Dataset section —
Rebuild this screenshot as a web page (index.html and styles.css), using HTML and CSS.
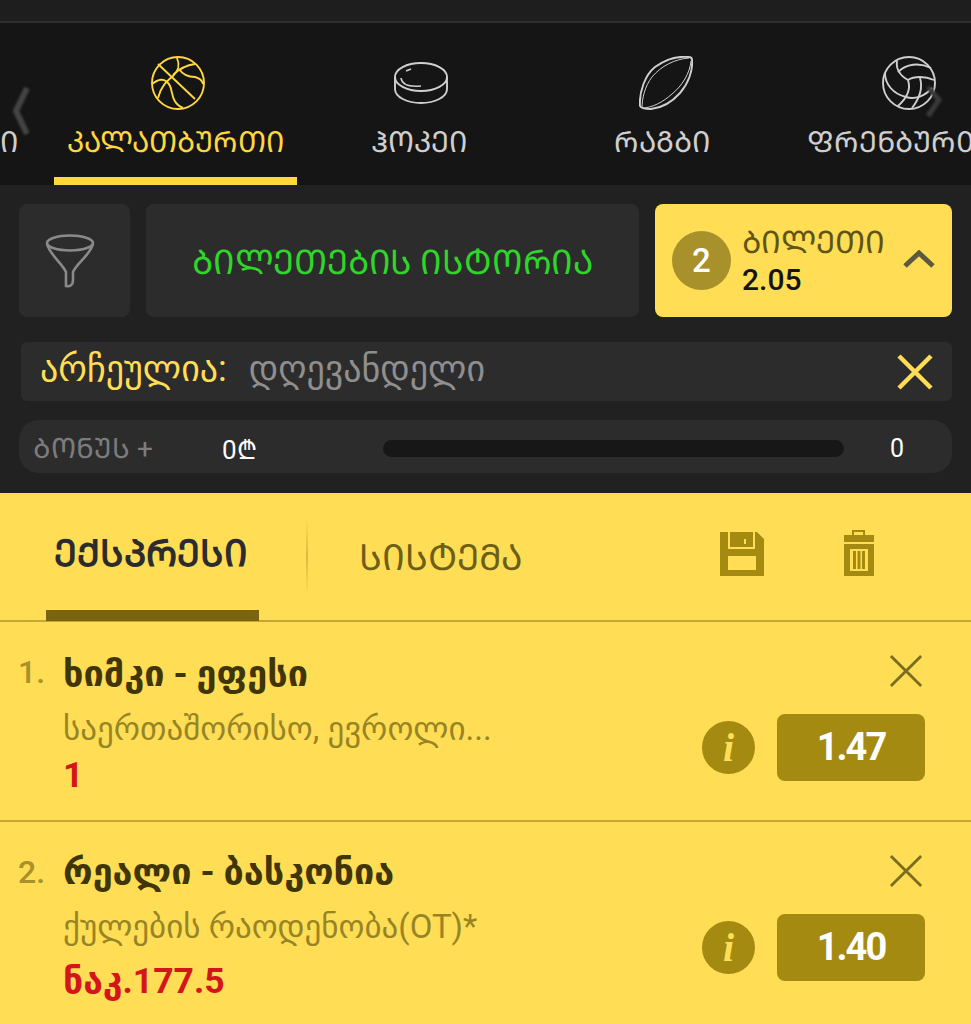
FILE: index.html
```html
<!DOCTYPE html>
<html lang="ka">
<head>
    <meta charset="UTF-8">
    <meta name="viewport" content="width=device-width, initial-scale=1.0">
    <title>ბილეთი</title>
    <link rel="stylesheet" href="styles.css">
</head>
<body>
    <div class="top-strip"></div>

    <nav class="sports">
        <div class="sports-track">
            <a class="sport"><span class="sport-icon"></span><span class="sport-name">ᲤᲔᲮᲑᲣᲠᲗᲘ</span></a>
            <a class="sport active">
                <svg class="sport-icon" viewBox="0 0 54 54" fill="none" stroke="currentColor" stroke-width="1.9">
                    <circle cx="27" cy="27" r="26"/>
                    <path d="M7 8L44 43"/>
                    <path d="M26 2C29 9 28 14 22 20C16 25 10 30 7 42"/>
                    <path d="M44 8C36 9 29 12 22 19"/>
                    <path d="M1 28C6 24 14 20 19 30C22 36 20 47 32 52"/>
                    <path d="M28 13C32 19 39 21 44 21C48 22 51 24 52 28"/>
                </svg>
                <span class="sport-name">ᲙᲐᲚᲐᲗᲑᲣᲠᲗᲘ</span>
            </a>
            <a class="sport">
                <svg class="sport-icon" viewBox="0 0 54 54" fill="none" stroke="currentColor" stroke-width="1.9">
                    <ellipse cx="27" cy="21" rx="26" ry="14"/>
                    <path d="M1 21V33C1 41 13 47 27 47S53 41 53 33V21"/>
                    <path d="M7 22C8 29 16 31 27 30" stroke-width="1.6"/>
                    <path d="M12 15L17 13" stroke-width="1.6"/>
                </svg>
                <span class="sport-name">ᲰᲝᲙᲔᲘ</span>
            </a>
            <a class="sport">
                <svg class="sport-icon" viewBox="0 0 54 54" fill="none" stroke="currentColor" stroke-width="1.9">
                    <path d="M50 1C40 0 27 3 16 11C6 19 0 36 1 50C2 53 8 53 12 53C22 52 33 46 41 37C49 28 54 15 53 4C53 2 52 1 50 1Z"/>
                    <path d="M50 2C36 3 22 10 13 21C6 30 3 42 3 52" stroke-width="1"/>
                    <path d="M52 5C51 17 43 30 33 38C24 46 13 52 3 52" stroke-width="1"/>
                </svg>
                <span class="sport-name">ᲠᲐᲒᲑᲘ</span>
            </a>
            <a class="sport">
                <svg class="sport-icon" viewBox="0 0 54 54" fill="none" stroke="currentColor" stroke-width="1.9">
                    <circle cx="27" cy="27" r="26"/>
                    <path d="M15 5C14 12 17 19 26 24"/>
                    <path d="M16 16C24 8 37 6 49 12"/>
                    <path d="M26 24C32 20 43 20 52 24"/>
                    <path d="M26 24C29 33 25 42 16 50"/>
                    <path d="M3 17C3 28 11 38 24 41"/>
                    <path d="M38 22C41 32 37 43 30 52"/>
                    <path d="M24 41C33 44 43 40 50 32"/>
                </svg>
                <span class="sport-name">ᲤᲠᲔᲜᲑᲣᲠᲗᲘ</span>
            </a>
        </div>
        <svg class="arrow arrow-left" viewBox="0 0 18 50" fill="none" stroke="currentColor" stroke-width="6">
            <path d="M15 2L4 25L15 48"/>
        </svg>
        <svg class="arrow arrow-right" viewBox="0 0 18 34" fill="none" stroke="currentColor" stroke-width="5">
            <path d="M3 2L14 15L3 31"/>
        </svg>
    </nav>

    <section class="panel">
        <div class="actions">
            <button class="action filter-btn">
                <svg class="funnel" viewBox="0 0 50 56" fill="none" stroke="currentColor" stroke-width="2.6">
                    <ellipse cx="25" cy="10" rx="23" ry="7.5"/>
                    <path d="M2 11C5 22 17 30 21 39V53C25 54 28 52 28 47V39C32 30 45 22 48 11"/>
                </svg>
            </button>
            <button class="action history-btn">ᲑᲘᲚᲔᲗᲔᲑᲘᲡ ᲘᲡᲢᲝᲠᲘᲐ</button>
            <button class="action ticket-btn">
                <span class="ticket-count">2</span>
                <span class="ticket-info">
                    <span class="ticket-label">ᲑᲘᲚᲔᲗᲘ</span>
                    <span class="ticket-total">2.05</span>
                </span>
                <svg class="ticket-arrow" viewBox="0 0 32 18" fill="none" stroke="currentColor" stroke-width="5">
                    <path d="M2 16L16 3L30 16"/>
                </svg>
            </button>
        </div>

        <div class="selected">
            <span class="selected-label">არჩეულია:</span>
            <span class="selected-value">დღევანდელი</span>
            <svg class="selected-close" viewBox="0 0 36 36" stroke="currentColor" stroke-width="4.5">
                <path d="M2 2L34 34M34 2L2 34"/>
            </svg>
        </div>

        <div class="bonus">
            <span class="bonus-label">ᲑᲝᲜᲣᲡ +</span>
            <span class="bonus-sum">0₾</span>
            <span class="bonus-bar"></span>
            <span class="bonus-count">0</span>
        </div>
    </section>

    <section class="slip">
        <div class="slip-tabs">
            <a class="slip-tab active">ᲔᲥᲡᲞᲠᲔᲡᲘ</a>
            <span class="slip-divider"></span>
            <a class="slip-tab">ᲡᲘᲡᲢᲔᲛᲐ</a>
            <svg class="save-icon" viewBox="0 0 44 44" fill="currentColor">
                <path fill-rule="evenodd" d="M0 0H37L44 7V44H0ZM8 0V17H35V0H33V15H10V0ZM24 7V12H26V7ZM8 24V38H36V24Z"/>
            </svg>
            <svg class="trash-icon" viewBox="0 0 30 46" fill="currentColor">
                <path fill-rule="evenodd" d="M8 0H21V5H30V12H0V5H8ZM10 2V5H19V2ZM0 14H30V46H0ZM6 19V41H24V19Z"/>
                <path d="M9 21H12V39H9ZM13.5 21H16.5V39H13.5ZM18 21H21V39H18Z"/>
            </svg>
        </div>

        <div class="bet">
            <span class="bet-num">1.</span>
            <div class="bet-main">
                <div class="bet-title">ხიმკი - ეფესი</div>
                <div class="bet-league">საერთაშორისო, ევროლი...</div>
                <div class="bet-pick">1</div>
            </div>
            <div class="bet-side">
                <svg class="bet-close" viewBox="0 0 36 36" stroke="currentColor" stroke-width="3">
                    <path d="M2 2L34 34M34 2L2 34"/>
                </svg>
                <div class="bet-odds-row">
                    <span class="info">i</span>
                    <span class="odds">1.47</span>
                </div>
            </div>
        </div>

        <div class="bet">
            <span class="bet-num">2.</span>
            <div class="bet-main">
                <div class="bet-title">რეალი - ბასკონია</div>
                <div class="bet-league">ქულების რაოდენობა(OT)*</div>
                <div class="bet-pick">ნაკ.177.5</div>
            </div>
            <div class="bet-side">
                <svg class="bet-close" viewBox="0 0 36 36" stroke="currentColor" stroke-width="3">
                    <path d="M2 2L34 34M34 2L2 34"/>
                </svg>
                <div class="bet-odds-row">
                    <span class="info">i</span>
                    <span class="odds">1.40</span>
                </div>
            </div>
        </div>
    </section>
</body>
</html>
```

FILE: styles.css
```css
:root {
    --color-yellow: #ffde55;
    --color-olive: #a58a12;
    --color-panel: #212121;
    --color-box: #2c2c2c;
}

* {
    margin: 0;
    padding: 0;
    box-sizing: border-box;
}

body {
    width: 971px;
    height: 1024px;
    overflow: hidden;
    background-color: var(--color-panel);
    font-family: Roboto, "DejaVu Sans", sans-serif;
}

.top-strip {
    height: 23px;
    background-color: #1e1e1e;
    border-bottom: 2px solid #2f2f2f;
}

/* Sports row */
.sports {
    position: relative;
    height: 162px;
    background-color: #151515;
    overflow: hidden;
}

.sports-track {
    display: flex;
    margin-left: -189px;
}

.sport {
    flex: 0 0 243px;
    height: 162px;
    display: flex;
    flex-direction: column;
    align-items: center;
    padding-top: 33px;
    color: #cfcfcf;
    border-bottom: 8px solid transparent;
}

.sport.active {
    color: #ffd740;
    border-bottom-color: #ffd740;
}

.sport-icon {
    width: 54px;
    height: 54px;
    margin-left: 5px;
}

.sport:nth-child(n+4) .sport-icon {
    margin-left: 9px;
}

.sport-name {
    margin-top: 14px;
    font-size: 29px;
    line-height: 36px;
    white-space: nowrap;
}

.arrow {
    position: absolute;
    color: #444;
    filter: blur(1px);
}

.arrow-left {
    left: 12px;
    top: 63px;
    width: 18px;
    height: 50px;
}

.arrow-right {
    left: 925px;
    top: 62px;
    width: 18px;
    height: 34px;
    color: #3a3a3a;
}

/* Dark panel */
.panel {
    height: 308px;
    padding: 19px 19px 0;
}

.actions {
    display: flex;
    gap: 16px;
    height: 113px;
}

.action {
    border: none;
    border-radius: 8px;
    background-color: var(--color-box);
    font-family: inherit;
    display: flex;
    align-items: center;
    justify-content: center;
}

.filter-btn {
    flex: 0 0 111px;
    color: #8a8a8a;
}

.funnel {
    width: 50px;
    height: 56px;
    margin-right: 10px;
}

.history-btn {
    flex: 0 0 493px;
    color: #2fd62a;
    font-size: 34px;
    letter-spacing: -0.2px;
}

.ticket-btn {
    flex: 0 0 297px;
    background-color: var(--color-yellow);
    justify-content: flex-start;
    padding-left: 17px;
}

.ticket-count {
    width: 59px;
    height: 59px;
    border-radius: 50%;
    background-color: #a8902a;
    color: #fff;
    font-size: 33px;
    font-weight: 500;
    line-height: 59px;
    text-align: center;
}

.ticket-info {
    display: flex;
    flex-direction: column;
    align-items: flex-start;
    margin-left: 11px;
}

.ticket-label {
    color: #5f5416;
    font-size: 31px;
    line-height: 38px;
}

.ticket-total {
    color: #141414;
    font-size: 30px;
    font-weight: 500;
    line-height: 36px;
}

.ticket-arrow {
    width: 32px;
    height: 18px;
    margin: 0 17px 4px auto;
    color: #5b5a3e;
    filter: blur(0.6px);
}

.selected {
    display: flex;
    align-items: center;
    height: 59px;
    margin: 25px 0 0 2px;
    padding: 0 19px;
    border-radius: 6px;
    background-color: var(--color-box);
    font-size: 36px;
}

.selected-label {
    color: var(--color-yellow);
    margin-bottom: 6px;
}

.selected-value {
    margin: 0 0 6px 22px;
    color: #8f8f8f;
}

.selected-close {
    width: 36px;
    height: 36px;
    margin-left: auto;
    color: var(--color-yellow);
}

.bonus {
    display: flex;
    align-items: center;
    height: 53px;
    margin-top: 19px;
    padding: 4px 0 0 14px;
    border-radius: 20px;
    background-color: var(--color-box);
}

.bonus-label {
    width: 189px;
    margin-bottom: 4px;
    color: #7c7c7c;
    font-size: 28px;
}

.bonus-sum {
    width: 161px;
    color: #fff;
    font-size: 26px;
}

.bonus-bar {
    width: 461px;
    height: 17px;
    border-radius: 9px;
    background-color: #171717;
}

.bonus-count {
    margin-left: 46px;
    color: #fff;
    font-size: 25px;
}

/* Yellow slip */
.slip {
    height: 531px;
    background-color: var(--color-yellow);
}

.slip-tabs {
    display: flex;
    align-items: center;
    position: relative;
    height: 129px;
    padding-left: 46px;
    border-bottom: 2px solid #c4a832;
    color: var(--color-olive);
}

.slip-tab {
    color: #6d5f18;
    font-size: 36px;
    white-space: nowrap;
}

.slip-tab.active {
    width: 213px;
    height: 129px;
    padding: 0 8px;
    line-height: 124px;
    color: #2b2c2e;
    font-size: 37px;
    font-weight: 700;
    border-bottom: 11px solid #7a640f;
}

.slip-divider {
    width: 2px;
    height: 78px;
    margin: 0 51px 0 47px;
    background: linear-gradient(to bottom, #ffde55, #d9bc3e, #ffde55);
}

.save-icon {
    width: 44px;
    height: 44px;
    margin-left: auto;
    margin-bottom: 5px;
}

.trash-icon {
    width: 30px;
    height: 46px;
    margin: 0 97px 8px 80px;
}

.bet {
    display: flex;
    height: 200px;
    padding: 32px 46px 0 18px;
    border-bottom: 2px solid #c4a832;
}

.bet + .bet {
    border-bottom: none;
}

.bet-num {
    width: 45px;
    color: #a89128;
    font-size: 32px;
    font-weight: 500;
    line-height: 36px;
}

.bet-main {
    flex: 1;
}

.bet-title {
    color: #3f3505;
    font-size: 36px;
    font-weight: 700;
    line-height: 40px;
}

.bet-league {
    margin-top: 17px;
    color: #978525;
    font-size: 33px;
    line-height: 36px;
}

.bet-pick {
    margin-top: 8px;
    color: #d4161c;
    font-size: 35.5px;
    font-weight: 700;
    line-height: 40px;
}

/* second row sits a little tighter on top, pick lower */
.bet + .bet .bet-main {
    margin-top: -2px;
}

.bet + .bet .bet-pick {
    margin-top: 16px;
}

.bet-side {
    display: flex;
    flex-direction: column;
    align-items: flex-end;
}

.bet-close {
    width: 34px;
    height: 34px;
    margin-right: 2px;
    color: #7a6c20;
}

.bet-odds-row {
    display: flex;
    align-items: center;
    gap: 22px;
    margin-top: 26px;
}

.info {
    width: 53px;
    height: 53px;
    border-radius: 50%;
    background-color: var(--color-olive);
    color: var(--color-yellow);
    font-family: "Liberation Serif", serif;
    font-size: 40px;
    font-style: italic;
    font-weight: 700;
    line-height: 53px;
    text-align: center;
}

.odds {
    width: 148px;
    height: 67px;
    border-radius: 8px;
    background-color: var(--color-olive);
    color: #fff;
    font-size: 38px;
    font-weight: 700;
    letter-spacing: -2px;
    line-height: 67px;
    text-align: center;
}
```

Direction — Pick out the lines containing the word "styles" and show them.

In response —
Rebuild this screenshot as a web page (index.html and styles.css), using HTML and CSS.
    <link rel="stylesheet" href="styles.css">
FILE: styles.css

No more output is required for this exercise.